Scan the data below. Pull out each line where "screenshot" occurs.

Saved entries
★ ★ ★ ★ ★
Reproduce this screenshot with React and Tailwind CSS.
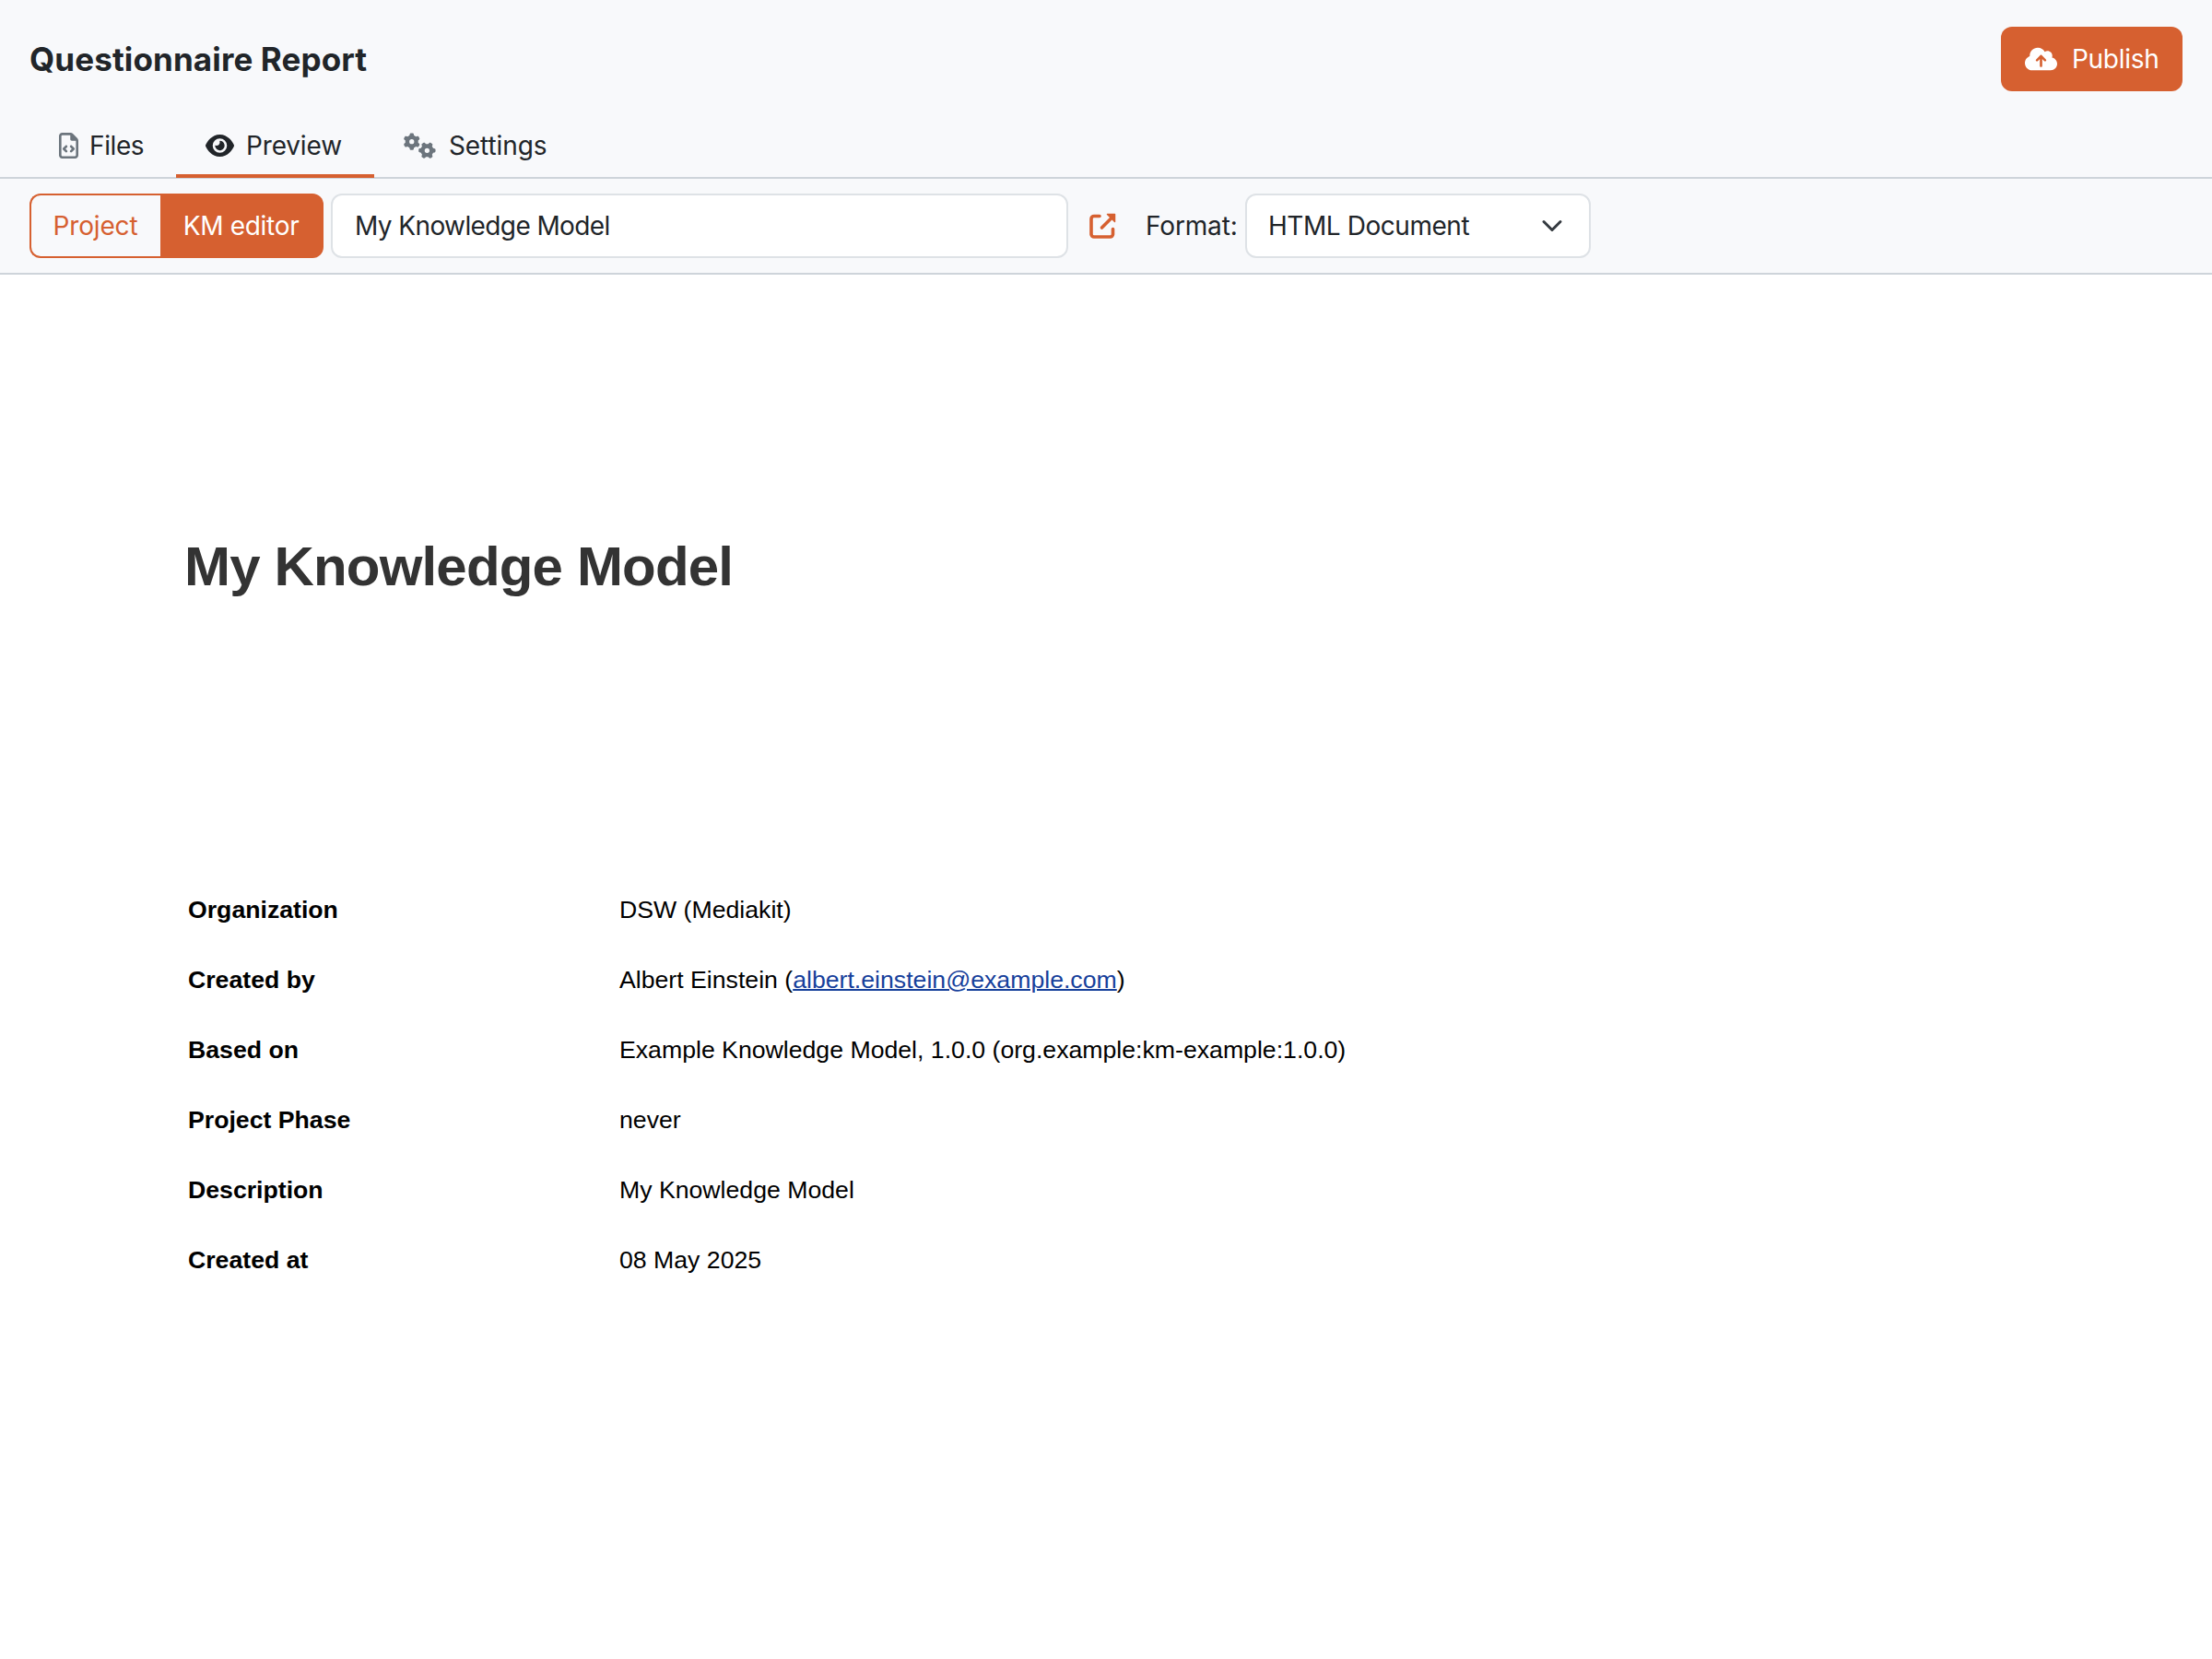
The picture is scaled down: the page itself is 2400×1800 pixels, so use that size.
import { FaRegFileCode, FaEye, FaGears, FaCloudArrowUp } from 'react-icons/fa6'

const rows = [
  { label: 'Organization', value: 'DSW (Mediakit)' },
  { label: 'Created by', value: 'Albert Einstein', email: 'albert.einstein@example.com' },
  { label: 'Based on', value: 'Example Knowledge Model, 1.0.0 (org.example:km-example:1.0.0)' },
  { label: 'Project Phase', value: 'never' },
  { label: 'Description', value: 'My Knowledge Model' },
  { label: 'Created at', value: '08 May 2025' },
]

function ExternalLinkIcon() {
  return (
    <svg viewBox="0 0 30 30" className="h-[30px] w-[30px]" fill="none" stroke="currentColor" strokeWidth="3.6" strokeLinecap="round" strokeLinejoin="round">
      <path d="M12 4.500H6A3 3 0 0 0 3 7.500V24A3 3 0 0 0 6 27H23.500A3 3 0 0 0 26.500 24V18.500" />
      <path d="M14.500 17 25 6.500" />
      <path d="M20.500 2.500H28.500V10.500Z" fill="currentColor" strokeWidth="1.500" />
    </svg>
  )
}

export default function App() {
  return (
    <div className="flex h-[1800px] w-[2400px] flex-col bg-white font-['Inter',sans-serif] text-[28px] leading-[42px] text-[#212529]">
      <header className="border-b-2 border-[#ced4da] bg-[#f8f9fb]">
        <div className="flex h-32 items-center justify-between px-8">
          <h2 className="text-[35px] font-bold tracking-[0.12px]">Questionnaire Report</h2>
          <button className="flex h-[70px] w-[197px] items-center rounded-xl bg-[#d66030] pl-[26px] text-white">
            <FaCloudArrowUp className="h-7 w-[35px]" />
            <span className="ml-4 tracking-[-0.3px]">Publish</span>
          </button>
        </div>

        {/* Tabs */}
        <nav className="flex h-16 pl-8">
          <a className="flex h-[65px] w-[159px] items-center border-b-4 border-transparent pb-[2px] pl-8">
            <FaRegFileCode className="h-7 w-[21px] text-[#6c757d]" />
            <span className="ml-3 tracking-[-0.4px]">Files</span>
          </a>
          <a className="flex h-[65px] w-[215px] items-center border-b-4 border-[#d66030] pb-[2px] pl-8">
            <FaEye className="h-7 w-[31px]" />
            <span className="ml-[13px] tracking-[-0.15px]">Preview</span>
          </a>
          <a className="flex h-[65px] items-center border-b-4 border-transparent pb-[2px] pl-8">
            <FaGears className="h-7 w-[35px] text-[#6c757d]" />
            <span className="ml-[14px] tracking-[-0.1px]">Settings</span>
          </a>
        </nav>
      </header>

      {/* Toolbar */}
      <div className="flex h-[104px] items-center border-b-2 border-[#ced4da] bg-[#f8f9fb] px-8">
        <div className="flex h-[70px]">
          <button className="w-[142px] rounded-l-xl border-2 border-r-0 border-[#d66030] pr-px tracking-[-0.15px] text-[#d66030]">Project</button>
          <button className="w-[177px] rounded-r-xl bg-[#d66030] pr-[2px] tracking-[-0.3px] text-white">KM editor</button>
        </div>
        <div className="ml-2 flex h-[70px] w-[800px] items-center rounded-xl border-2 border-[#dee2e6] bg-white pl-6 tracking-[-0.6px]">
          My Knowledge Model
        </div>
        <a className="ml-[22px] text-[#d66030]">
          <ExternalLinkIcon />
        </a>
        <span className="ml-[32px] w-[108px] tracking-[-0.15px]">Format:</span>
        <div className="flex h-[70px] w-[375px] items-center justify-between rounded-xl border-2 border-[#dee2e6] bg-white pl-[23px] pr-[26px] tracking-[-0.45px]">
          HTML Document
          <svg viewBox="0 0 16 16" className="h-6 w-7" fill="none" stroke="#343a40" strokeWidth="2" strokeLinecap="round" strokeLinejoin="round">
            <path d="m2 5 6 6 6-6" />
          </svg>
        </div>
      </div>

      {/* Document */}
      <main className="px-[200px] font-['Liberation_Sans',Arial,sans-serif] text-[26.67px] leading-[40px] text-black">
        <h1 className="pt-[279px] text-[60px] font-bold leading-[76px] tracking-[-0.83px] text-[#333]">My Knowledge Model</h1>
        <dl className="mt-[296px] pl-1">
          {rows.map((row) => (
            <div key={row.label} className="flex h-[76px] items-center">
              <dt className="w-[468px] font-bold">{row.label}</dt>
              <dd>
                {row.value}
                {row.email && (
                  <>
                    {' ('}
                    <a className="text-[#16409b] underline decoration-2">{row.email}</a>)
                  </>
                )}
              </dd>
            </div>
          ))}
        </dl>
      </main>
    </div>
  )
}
★ ★ ★ ★ ★
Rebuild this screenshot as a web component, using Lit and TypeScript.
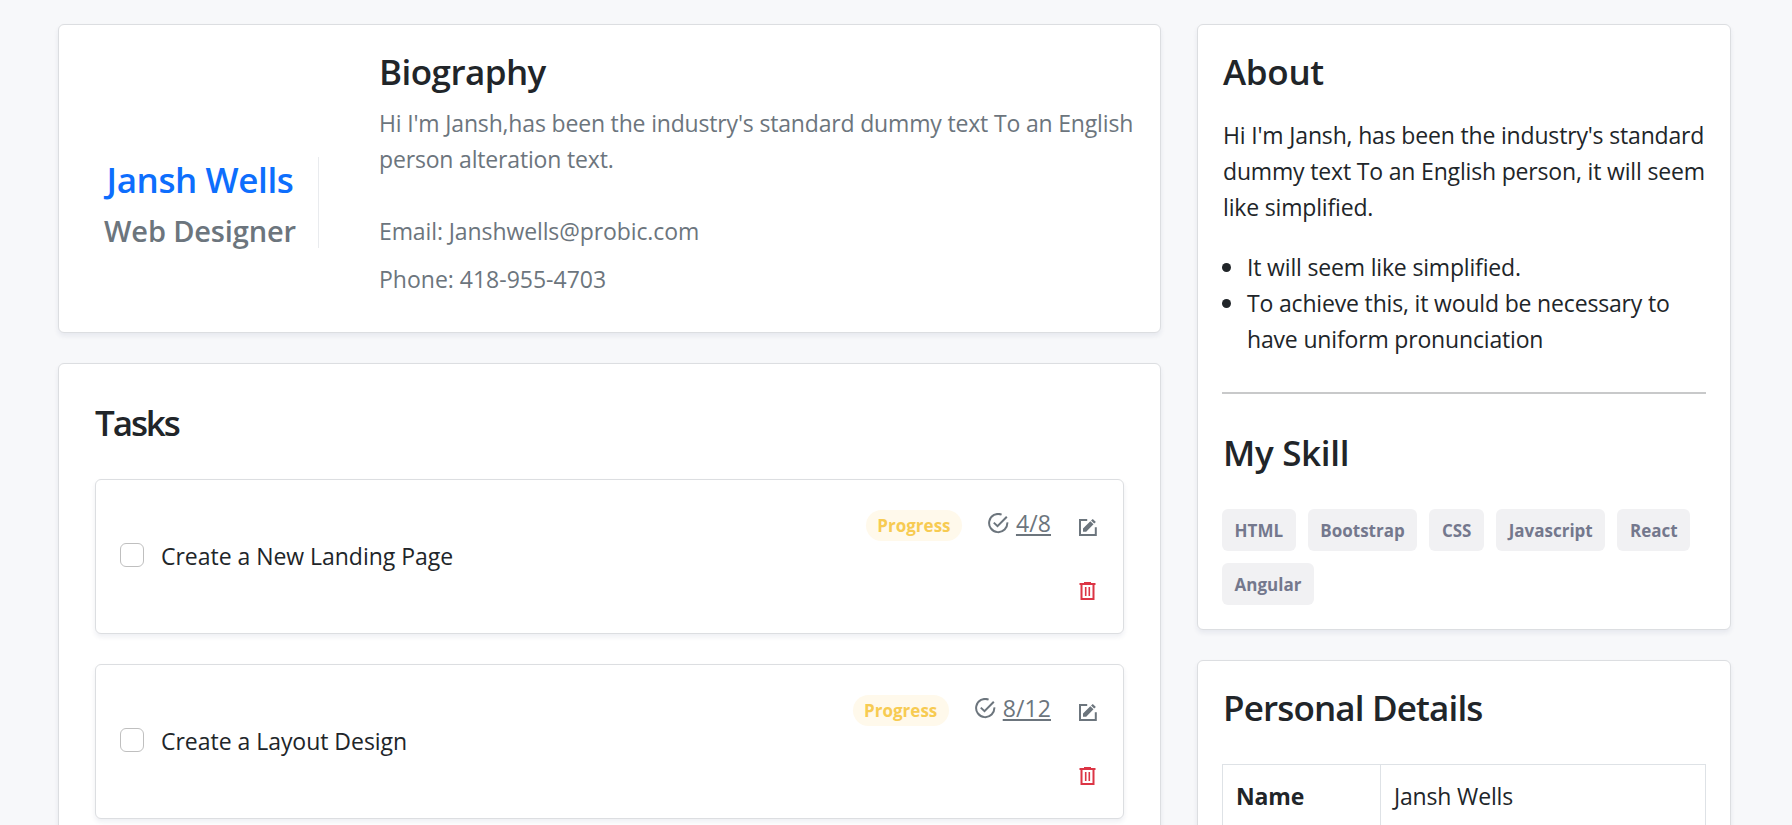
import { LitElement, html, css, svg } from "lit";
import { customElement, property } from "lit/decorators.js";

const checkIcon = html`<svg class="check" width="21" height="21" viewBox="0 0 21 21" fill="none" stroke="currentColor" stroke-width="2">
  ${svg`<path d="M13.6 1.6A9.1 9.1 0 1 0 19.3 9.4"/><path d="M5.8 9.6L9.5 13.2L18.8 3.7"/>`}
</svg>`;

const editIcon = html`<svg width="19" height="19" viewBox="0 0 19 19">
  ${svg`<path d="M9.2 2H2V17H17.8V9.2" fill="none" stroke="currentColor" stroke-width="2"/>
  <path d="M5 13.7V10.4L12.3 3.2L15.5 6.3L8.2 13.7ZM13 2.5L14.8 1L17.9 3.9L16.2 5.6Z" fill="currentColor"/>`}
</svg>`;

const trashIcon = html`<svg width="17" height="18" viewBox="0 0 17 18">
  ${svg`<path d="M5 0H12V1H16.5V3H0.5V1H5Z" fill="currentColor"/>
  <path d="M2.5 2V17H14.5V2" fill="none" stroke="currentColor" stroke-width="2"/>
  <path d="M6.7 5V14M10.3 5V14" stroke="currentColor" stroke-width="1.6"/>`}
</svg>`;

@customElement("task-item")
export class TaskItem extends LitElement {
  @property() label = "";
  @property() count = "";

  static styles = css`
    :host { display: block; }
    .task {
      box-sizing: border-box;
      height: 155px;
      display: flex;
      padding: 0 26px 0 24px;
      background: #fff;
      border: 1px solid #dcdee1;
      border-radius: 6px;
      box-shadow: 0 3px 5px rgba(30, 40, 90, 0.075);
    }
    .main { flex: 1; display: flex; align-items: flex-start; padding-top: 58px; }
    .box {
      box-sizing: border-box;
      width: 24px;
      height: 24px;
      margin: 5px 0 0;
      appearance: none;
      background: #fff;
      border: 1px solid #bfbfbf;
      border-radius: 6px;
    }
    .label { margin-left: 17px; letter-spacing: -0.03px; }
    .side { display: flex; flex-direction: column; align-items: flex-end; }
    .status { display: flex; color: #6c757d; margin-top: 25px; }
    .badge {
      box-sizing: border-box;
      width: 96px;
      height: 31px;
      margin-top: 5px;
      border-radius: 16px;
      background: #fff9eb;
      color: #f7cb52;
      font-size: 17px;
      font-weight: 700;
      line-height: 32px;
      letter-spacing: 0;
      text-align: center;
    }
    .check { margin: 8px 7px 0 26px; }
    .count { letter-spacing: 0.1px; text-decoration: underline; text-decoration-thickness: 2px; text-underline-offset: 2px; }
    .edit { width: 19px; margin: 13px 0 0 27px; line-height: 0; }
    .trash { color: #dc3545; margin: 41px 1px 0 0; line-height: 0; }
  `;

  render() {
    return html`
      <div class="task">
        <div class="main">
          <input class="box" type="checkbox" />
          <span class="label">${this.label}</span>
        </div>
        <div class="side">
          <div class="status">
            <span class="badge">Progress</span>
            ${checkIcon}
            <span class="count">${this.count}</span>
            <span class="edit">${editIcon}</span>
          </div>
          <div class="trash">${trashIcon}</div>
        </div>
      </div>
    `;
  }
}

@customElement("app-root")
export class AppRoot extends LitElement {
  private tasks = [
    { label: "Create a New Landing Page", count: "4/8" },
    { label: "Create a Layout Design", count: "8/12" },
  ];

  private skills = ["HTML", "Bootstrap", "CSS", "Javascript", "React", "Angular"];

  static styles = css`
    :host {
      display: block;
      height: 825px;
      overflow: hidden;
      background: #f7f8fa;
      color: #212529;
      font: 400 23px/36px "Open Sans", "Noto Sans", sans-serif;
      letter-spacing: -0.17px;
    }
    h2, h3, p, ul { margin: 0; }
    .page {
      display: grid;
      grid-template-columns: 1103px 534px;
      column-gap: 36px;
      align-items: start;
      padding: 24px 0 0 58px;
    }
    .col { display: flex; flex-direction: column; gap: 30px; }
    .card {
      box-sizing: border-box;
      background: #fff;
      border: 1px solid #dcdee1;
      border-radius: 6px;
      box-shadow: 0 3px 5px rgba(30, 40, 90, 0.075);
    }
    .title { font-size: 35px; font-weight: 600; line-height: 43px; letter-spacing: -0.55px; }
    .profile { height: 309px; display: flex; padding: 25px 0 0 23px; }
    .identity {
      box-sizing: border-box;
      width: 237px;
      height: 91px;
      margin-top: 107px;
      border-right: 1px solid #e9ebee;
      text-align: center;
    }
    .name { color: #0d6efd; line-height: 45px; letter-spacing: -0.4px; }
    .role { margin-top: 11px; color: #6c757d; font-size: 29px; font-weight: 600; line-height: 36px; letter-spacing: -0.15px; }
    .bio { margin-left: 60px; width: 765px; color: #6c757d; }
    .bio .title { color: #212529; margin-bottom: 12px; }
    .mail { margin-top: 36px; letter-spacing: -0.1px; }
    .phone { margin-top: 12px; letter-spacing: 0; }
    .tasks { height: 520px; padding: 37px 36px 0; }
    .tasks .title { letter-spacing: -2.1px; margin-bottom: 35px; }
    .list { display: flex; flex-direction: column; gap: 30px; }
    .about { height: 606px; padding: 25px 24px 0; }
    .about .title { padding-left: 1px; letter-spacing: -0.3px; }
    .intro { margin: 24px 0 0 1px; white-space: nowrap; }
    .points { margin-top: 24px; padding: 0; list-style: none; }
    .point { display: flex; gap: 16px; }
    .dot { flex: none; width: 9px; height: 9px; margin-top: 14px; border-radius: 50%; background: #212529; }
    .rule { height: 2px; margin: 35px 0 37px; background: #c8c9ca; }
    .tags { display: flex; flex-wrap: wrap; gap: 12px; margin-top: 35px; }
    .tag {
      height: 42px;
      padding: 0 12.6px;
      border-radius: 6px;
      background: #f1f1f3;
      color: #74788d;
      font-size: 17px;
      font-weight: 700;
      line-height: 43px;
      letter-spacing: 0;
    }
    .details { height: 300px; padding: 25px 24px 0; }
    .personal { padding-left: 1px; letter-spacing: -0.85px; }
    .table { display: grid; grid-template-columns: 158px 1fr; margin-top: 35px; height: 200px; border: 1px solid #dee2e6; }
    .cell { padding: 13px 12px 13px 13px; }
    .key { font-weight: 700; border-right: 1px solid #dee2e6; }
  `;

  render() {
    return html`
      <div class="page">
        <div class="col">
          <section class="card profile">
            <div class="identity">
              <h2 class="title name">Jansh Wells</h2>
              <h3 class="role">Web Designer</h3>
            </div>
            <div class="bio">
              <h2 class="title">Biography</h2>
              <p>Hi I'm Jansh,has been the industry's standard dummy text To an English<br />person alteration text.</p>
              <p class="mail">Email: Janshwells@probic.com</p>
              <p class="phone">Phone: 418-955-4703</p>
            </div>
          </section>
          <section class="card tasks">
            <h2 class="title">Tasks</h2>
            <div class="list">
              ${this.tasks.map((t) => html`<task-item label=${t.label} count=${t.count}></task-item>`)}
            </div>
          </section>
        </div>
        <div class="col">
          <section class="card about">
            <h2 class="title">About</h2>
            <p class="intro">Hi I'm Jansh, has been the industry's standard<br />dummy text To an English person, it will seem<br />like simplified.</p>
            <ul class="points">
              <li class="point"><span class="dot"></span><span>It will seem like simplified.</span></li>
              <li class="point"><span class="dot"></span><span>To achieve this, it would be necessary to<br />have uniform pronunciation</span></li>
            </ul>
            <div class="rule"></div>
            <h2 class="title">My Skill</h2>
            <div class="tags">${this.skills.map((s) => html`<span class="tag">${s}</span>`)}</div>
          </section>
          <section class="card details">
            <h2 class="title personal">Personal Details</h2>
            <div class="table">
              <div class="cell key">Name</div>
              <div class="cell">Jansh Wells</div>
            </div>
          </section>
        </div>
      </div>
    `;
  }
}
★ ★ ★ ★ ★
■ **Response for this exercise**:
Reproduce this screenshot with React and Tailwind CSS.
Rebuild this screenshot as a web component, using Lit and TypeScript.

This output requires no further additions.